Since the COVID-19 pandemic began, the pressure on government leaders at all levels has been extraordinary. To protect lives and livelihoods during an unprecedented global crisis, elected officials and other public servants in areas as diverse as commerce, education and transportation have been thrust into the public health sphere. Their constitutional duty to protect their citizens enabled a swift roll-out of COVID-19 vaccines to contain serious illness, hospitalization and deaths. But also it gave rise to a phenomenon that we know now to be counterproductive: vaccine hoarding. The best way to break COVID-19 is to balance national interests and global need, and to ensure that at least high-risk and vulnerable populations in every part of the world are equitably regarded. Vaccine ‘apartheid’, which puts a large number of countries at the back of the queue, means the pandemic might drag on longer than necessary.

Credit: Tony Noël

For some government leaders, pursuing a strategy of vaccine equity abroad to lower COVID-19 infection rates at home may sound counterintuitive. How can governments protect their own citizens and keep society running if they are giving away vaccines to people on the other side of the globe? But this is exactly what the latest research indicates: to end the pandemic, priority populations in lower-income countries must get their first dose of a COVID-19 vaccine before general populations in higher-income countries get their third or fourth. To stop new cases and new variants such as Omicron will require breadth in vaccination coverage, not depth; reaching more people, especially those at higher risk, with at least two doses.

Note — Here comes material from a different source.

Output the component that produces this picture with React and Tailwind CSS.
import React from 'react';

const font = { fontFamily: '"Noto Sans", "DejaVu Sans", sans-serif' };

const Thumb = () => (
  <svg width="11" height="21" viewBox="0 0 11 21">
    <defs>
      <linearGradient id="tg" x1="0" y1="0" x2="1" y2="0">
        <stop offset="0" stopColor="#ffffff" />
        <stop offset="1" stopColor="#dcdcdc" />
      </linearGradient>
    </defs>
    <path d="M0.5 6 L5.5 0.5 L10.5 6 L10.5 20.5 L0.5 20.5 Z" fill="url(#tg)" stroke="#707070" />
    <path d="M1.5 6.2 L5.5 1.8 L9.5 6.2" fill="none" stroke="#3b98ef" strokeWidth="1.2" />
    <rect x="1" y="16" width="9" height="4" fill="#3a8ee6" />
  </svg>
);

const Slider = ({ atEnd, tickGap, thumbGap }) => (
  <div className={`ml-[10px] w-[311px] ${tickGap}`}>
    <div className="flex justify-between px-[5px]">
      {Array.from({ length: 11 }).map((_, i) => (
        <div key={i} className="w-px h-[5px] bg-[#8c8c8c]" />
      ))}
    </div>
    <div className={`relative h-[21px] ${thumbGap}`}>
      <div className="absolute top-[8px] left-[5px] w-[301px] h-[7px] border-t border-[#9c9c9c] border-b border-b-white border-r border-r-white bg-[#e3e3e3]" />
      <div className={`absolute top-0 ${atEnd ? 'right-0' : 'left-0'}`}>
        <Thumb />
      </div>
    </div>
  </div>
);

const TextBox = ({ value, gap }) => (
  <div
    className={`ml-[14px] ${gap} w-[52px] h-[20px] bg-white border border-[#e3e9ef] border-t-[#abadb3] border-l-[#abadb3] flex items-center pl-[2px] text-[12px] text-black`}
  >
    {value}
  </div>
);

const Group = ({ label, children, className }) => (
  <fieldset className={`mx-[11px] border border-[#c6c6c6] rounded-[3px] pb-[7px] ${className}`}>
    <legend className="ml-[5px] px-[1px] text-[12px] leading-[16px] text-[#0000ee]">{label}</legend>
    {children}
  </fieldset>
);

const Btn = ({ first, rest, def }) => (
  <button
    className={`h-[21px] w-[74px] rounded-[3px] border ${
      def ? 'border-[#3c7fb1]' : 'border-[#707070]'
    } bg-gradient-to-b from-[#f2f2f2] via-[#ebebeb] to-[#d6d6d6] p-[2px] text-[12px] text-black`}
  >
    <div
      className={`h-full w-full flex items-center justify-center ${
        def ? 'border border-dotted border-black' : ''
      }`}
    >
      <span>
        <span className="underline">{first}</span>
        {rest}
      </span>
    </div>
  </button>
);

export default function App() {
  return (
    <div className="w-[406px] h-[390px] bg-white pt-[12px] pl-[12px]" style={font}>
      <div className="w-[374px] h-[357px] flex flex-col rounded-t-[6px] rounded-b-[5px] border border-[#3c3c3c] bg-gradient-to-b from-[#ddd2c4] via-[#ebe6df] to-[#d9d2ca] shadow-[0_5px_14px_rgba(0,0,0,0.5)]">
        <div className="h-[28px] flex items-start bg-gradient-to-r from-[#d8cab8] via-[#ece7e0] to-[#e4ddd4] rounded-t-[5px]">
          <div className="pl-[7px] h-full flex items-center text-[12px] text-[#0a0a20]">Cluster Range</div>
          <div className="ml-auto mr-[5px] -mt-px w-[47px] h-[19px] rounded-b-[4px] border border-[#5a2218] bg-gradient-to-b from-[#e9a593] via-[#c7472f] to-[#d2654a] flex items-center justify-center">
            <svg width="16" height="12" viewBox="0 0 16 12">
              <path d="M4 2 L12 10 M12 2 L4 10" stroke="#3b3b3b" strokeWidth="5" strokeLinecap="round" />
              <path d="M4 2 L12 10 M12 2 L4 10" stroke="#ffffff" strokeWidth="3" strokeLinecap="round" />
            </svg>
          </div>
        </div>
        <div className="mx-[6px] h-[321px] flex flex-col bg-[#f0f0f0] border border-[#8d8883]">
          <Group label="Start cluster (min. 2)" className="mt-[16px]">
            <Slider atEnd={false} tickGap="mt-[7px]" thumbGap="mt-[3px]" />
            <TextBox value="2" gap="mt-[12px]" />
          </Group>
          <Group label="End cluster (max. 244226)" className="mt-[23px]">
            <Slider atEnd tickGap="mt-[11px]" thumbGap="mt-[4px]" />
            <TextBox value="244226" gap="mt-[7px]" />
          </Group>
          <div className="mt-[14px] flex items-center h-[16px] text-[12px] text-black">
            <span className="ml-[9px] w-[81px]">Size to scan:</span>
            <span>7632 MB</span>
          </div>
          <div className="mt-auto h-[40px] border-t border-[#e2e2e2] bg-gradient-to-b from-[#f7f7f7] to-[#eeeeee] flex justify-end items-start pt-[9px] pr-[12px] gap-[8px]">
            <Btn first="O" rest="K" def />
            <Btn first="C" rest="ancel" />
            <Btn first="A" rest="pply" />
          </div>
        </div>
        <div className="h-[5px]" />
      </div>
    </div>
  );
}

Is vaccine equity a utopian vision? Is it realistic to expect that scarce vaccines would be willingly shared by countries that control their development and production? As deputy CEO of Gavi, the Vaccine Alliance, I have seen important lessons emerge from the work of COVAX — a multilateral solution built specifically to advance equitable access to COVID-19 vaccines. A collaboration between Gavi, the United Nations Children’s Fund (UNICEF), the World Health Organization (WHO) and the Coalition for Epidemic Preparedness Innovations (CEPI), COVAX has now shipped more than one billion doses of COVID-19 vaccines to 144 economies around the world — the overwhelming majority to lower-income countries. But many countries had to wait far too long for quantities of vaccine that were insufficient to achieve the equitable coverage necessary to end this pandemic. Meanwhile, the emergence of highly transmissible Omicron might reverse recent progress in bridging the vaccine chasm.

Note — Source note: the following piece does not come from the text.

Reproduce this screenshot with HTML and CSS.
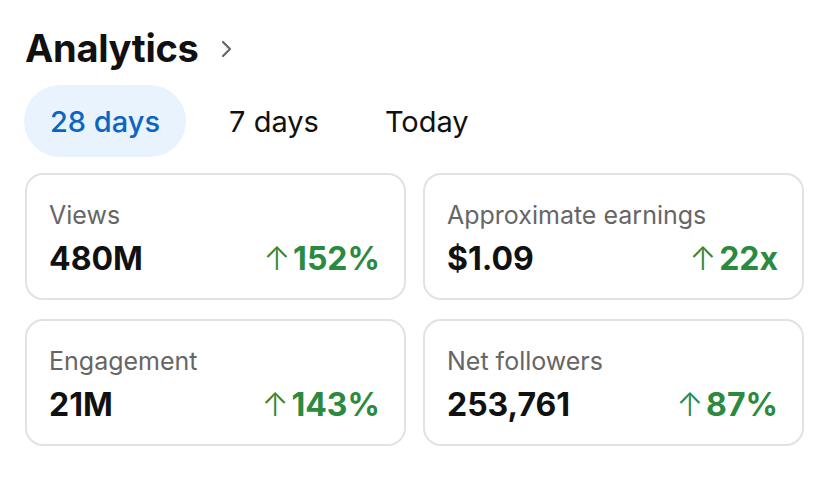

Predictably, the Omicron storm has seen domestic pressures rise once again, which could lead to a dwindling of vaccine donations to lower-income countries. But with vaccine manufacturing capacity at an all-time high and global supply constraints easing, the world needs to do better at making sure vaccines are no longer hoarded — and are allowed to reach all countries, and priority populations within countries, in a timely and efficient manner. Failure to do so would accentuate a sense of betrayal on the part of communities, further heighten mistrust of governments, and fuel misperceptions and rumours. After all, the equitable distribution of effective vaccines is only the first step: communities must come forward to receive those vaccines. Building community demand on the basis of trust and transparency is crucial to vaccine equity.

The question remains of whether COVAX could have delivered more. The answer is an unequivocal ‘yes’: as a mechanism, it is capable of delivering at scale, but it needs timely financing for an agile response in a fast-changing environment. COVAX needs to rapidly provide countries the best vaccine products and sufficient quantities, as well as nimble support to convert vaccines into vaccinations as quickly as possible. Lower-income economies need transparency on vaccine-product choices and supply schedules; they need vaccines with long shelf lives; and they need advance information for long-term planning, to safely and effectively protect the maximum number of people, beginning with high-risk groups.

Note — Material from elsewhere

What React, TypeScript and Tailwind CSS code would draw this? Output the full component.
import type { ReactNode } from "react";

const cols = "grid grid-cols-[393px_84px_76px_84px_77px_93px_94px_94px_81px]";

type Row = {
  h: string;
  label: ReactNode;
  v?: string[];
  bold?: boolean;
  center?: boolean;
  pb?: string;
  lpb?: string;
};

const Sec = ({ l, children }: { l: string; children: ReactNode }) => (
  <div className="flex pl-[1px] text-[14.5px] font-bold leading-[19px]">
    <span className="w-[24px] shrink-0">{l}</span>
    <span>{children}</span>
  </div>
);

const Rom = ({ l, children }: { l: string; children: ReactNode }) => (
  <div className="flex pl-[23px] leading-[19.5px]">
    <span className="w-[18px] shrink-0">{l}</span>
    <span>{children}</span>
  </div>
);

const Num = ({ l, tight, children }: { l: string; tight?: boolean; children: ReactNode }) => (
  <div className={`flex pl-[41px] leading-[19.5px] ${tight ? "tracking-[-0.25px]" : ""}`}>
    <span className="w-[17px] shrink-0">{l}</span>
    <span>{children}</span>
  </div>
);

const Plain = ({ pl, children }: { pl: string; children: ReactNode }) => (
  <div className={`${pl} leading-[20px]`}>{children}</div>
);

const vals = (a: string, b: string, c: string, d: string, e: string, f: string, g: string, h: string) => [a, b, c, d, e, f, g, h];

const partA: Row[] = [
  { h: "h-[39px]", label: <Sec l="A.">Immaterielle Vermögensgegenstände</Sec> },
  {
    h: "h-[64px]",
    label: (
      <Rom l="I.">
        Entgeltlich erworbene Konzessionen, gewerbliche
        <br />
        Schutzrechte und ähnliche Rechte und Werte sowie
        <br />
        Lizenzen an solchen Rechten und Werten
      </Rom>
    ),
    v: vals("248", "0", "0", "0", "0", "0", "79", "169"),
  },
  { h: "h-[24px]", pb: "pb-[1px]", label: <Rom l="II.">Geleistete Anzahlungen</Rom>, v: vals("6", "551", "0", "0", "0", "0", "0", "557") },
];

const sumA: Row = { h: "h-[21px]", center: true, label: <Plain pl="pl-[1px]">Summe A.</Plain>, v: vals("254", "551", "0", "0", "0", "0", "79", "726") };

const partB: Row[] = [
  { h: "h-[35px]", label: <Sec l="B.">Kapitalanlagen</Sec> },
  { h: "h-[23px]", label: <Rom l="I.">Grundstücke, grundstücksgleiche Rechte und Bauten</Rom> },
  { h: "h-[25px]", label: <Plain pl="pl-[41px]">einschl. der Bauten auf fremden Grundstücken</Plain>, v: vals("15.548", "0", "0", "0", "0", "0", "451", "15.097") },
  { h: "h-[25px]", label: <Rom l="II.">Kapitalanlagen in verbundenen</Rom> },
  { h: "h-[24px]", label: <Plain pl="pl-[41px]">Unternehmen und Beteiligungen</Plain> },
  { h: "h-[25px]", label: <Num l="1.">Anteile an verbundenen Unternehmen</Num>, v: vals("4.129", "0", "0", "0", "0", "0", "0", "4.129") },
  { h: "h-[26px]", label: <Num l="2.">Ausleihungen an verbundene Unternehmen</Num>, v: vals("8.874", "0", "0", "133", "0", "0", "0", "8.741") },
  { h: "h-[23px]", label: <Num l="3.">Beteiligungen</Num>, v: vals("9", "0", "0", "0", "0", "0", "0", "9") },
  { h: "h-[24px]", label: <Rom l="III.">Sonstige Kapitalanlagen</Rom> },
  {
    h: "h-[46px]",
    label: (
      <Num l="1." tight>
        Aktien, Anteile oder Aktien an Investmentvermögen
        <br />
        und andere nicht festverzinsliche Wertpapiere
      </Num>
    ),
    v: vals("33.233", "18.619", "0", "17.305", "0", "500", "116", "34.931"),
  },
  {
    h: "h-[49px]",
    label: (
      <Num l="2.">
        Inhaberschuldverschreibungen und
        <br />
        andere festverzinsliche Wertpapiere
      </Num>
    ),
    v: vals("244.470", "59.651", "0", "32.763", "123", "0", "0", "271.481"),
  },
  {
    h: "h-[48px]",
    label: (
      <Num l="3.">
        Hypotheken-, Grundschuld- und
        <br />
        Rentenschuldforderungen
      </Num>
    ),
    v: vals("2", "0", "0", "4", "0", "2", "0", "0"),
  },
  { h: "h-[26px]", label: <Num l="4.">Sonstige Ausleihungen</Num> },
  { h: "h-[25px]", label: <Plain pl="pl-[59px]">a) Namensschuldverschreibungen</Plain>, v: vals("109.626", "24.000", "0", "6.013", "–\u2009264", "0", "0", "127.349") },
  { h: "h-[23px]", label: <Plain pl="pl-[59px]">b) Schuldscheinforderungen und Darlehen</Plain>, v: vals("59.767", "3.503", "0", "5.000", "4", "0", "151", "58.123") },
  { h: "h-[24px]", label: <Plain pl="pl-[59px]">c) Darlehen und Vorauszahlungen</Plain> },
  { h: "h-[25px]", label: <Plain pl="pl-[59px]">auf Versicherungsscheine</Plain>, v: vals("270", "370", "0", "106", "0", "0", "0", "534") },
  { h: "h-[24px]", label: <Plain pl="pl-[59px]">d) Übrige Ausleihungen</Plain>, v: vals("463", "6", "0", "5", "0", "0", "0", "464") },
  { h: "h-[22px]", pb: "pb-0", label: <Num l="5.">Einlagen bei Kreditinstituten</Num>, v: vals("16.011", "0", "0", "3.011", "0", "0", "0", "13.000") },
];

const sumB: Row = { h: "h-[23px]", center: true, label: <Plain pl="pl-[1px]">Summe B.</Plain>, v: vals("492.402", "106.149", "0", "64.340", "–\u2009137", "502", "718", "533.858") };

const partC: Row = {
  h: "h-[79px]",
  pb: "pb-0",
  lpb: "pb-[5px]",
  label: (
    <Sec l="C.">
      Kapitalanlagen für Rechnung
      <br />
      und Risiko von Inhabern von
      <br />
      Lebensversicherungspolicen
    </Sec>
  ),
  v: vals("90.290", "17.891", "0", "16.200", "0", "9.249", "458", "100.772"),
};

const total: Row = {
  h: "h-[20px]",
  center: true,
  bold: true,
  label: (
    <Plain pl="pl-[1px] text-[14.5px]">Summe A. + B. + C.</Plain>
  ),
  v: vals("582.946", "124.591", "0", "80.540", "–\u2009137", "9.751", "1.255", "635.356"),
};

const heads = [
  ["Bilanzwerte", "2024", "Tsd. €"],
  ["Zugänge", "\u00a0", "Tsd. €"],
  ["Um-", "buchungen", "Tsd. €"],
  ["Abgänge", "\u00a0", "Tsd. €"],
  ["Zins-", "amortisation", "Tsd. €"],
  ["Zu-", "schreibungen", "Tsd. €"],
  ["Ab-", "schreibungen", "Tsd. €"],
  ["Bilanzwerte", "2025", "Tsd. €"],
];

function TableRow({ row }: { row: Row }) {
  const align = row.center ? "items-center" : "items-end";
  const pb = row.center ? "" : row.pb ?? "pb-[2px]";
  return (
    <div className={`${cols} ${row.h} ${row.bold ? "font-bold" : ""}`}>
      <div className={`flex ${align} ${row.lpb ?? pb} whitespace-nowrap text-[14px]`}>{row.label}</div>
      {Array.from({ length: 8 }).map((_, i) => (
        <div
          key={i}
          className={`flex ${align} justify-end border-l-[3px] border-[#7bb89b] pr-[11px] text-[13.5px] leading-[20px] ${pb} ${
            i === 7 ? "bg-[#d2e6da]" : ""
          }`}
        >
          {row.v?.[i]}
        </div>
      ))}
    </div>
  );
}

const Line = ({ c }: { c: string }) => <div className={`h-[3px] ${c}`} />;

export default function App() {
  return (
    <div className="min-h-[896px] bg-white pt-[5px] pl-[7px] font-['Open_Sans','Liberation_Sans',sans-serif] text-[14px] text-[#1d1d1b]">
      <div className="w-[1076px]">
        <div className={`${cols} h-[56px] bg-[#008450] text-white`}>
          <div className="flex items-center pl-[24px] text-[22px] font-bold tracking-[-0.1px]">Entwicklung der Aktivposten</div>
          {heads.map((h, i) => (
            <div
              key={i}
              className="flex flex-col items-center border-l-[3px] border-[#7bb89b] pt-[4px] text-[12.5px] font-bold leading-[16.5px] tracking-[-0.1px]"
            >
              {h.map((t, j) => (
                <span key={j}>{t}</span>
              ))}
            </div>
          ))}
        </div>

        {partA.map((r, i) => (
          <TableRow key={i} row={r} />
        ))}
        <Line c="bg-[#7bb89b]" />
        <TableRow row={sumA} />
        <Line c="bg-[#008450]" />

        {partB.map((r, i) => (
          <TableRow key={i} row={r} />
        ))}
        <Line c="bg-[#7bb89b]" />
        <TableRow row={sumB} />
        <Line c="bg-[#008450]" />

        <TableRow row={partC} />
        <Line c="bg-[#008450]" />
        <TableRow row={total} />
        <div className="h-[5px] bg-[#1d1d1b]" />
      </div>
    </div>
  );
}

Further, the majority of donations of doses of COVID-19 vaccines to lower-income countries have not included syringes, diluent or freight costs. As highlighted in a joint statement in November 2021 by the African Vaccine Acquisition Trust (AVAT), the Africa Centres for Disease Control and Prevention (Africa CDC) and COVAX, donated doses must be accompanied with all essential ancillaries if they are to fulfil their life-saving potential. Otherwise, we are creating a risk of redeployment of ancillaries meant for routine immunization. It would be catastrophic if childhood vaccination drops, as individuals who are the most marginalized would lose access to life-saving vaccines, exacerbating inequity and increasing child deaths among this group. It is unfortunate that from 2019 to 2020, the number of ‘zero-dose’ children, who have not received even a single vaccine shot, rose by 30% to nearly 14 million in lower-income countries supported by Gavi.

The World Bank’s latest Global Economic Prospects report, released on 11 January 2022, is a brutal reminder of our shared economic challenges, as we face growing income inequality not only across but also within countries. The devastating socioeconomic and health effects of vaccine apartheid have repercussions far into the future, especially for women and children. Vaccine equity cannot be postponed any longer. Otherwise, at the beginning of 2023, we might find ourselves in the same position — but confronting a wave of Omega rather than Omicron. Vaccine equity is not just a lofty ideal; it is our best hope for ending the pandemic and reclaiming public health gains.